--- AIM OF THE TASK ---
Write out the material again exactly, please, and omit the pictures.

Pages as source code
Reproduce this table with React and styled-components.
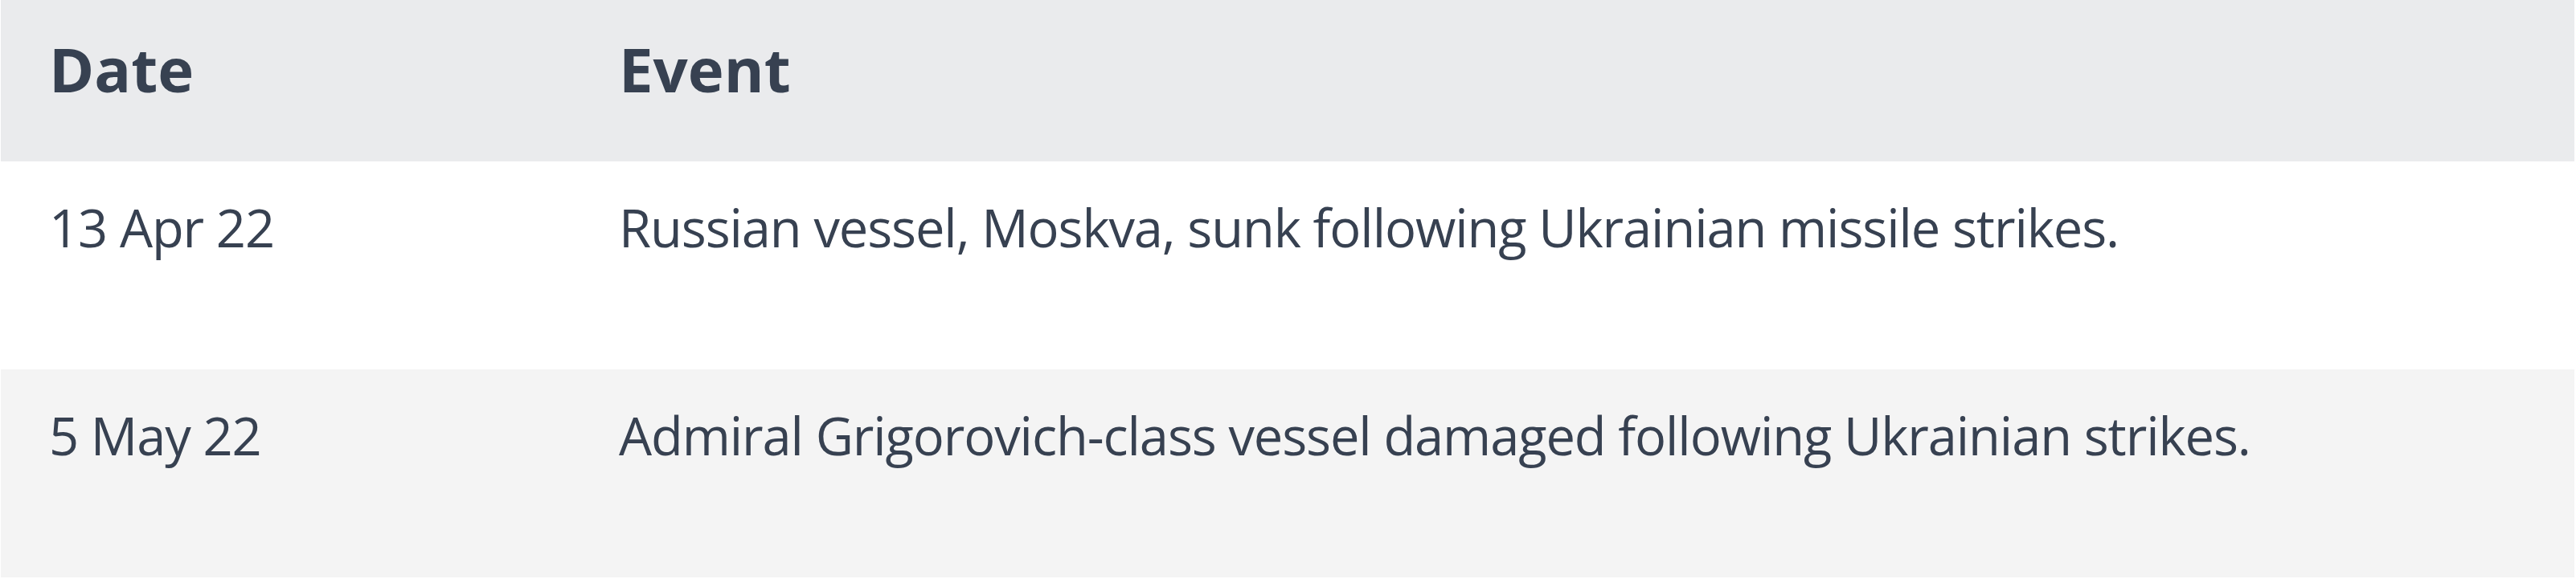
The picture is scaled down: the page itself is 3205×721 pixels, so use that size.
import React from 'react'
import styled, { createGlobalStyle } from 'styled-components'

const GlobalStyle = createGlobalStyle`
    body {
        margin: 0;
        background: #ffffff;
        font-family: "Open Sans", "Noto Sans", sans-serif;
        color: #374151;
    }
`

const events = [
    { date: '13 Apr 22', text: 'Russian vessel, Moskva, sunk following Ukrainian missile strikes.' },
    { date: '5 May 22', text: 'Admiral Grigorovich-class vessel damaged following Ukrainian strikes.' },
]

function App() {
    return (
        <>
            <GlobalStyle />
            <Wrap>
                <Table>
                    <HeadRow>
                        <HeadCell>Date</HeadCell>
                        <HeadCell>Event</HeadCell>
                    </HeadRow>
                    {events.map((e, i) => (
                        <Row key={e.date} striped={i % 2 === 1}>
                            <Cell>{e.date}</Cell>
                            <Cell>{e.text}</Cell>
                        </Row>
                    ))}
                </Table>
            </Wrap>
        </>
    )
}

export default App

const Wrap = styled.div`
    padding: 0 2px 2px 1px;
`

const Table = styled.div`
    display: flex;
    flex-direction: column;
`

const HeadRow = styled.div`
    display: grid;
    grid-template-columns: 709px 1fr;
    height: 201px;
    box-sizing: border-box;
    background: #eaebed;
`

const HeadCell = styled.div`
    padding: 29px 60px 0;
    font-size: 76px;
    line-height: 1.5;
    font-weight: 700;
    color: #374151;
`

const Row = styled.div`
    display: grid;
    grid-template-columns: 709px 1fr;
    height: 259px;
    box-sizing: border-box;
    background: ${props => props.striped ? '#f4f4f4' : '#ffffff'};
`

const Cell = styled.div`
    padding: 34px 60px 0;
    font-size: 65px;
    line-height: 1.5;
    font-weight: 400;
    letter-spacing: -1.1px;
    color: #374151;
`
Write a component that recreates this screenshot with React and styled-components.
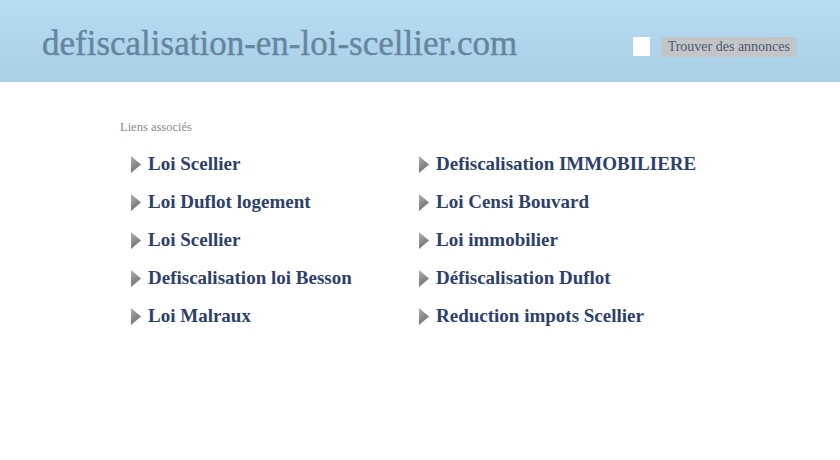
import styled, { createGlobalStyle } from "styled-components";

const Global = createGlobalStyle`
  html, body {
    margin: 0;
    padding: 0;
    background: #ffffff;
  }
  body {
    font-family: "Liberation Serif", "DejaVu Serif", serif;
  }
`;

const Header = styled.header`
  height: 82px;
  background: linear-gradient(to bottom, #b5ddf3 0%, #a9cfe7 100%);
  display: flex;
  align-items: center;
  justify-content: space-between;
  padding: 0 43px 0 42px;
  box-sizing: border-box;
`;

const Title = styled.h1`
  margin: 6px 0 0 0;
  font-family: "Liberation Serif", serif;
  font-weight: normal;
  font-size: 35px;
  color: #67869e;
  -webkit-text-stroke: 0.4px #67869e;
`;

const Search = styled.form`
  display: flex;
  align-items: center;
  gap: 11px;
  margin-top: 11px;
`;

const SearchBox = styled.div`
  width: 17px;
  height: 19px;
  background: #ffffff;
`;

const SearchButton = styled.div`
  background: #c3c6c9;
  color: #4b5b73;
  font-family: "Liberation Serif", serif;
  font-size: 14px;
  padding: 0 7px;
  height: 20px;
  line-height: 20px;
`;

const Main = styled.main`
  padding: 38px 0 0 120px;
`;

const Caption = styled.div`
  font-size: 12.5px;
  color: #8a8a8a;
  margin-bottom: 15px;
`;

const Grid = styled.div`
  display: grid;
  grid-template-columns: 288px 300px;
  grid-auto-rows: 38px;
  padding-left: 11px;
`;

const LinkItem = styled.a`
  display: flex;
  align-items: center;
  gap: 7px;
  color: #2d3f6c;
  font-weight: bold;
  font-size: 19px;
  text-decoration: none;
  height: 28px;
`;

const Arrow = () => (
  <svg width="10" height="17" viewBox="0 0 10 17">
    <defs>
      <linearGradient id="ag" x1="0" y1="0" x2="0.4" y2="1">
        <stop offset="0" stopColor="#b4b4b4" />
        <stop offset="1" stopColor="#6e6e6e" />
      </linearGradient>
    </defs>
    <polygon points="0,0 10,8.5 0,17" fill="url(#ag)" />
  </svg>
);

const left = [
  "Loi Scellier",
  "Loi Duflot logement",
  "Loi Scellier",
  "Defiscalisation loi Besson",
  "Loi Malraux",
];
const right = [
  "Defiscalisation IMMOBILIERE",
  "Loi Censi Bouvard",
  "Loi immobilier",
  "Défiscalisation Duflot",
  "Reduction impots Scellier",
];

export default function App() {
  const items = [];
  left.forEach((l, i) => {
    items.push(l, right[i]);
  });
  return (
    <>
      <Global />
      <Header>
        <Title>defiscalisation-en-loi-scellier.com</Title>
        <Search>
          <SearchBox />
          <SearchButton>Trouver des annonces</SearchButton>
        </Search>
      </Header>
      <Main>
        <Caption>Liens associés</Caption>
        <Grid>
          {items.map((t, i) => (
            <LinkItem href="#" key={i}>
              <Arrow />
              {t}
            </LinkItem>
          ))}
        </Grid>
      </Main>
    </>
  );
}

--- RESPONSE TO THE EXERCISE ---
Reproduce this table with React and styled-components.
The picture is scaled down: the page itself is 3205×721 pixels, so use that size.
import React from 'react'
import styled, { createGlobalStyle } from 'styled-components'

const GlobalStyle = createGlobalStyle`
    body {
        margin: 0;
        background: #ffffff;
        font-family: "Open Sans", "Noto Sans", sans-serif;
        color: #374151;
    }
`

const events = [
    { date: '13 Apr 22', text: 'Russian vessel, Moskva, sunk following Ukrainian missile strikes.' },
    { date: '5 May 22', text: 'Admiral Grigorovich-class vessel damaged following Ukrainian strikes.' },
]

function App() {
    return (
        <>
            <GlobalStyle />
            <Wrap>
                <Table>
                    <HeadRow>
                        <HeadCell>Date</HeadCell>
                        <HeadCell>Event</HeadCell>
                    </HeadRow>
                    {events.map((e, i) => (
                        <Row key={e.date} striped={i % 2 === 1}>
                            <Cell>{e.date}</Cell>
                            <Cell>{e.text}</Cell>
                        </Row>
                    ))}
                </Table>
            </Wrap>
        </>
    )
}

export default App

const Wrap = styled.div`
    padding: 0 2px 2px 1px;
`

const Table = styled.div`
    display: flex;
    flex-direction: column;
`

const HeadRow = styled.div`
    display: grid;
    grid-template-columns: 709px 1fr;
    height: 201px;
    box-sizing: border-box;
    background: #eaebed;
`

const HeadCell = styled.div`
    padding: 29px 60px 0;
    font-size: 76px;
    line-height: 1.5;
    font-weight: 700;
    color: #374151;
`

const Row = styled.div`
    display: grid;
    grid-template-columns: 709px 1fr;
    height: 259px;
    box-sizing: border-box;
    background: ${props => props.striped ? '#f4f4f4' : '#ffffff'};
`

const Cell = styled.div`
    padding: 34px 60px 0;
    font-size: 65px;
    line-height: 1.5;
    font-weight: 400;
    letter-spacing: -1.1px;
    color: #374151;
`
Write a component that recreates this screenshot with React and styled-components.
import styled, { createGlobalStyle } from "styled-components";

const Global = createGlobalStyle`
  html, body {
    margin: 0;
    padding: 0;
    background: #ffffff;
  }
  body {
    font-family: "Liberation Serif", "DejaVu Serif", serif;
  }
`;

const Header = styled.header`
  height: 82px;
  background: linear-gradient(to bottom, #b5ddf3 0%, #a9cfe7 100%);
  display: flex;
  align-items: center;
  justify-content: space-between;
  padding: 0 43px 0 42px;
  box-sizing: border-box;
`;

const Title = styled.h1`
  margin: 6px 0 0 0;
  font-family: "Liberation Serif", serif;
  font-weight: normal;
  font-size: 35px;
  color: #67869e;
  -webkit-text-stroke: 0.4px #67869e;
`;

const Search = styled.form`
  display: flex;
  align-items: center;
  gap: 11px;
  margin-top: 11px;
`;

const SearchBox = styled.div`
  width: 17px;
  height: 19px;
  background: #ffffff;
`;

const SearchButton = styled.div`
  background: #c3c6c9;
  color: #4b5b73;
  font-family: "Liberation Serif", serif;
  font-size: 14px;
  padding: 0 7px;
  height: 20px;
  line-height: 20px;
`;

const Main = styled.main`
  padding: 38px 0 0 120px;
`;

const Caption = styled.div`
  font-size: 12.5px;
  color: #8a8a8a;
  margin-bottom: 15px;
`;

const Grid = styled.div`
  display: grid;
  grid-template-columns: 288px 300px;
  grid-auto-rows: 38px;
  padding-left: 11px;
`;

const LinkItem = styled.a`
  display: flex;
  align-items: center;
  gap: 7px;
  color: #2d3f6c;
  font-weight: bold;
  font-size: 19px;
  text-decoration: none;
  height: 28px;
`;

const Arrow = () => (
  <svg width="10" height="17" viewBox="0 0 10 17">
    <defs>
      <linearGradient id="ag" x1="0" y1="0" x2="0.4" y2="1">
        <stop offset="0" stopColor="#b4b4b4" />
        <stop offset="1" stopColor="#6e6e6e" />
      </linearGradient>
    </defs>
    <polygon points="0,0 10,8.5 0,17" fill="url(#ag)" />
  </svg>
);

const left = [
  "Loi Scellier",
  "Loi Duflot logement",
  "Loi Scellier",
  "Defiscalisation loi Besson",
  "Loi Malraux",
];
const right = [
  "Defiscalisation IMMOBILIERE",
  "Loi Censi Bouvard",
  "Loi immobilier",
  "Défiscalisation Duflot",
  "Reduction impots Scellier",
];

export default function App() {
  const items = [];
  left.forEach((l, i) => {
    items.push(l, right[i]);
  });
  return (
    <>
      <Global />
      <Header>
        <Title>defiscalisation-en-loi-scellier.com</Title>
        <Search>
          <SearchBox />
          <SearchButton>Trouver des annonces</SearchButton>
        </Search>
      </Header>
      <Main>
        <Caption>Liens associés</Caption>
        <Grid>
          {items.map((t, i) => (
            <LinkItem href="#" key={i}>
              <Arrow />
              {t}
            </LinkItem>
          ))}
        </Grid>
      </Main>
    </>
  );
}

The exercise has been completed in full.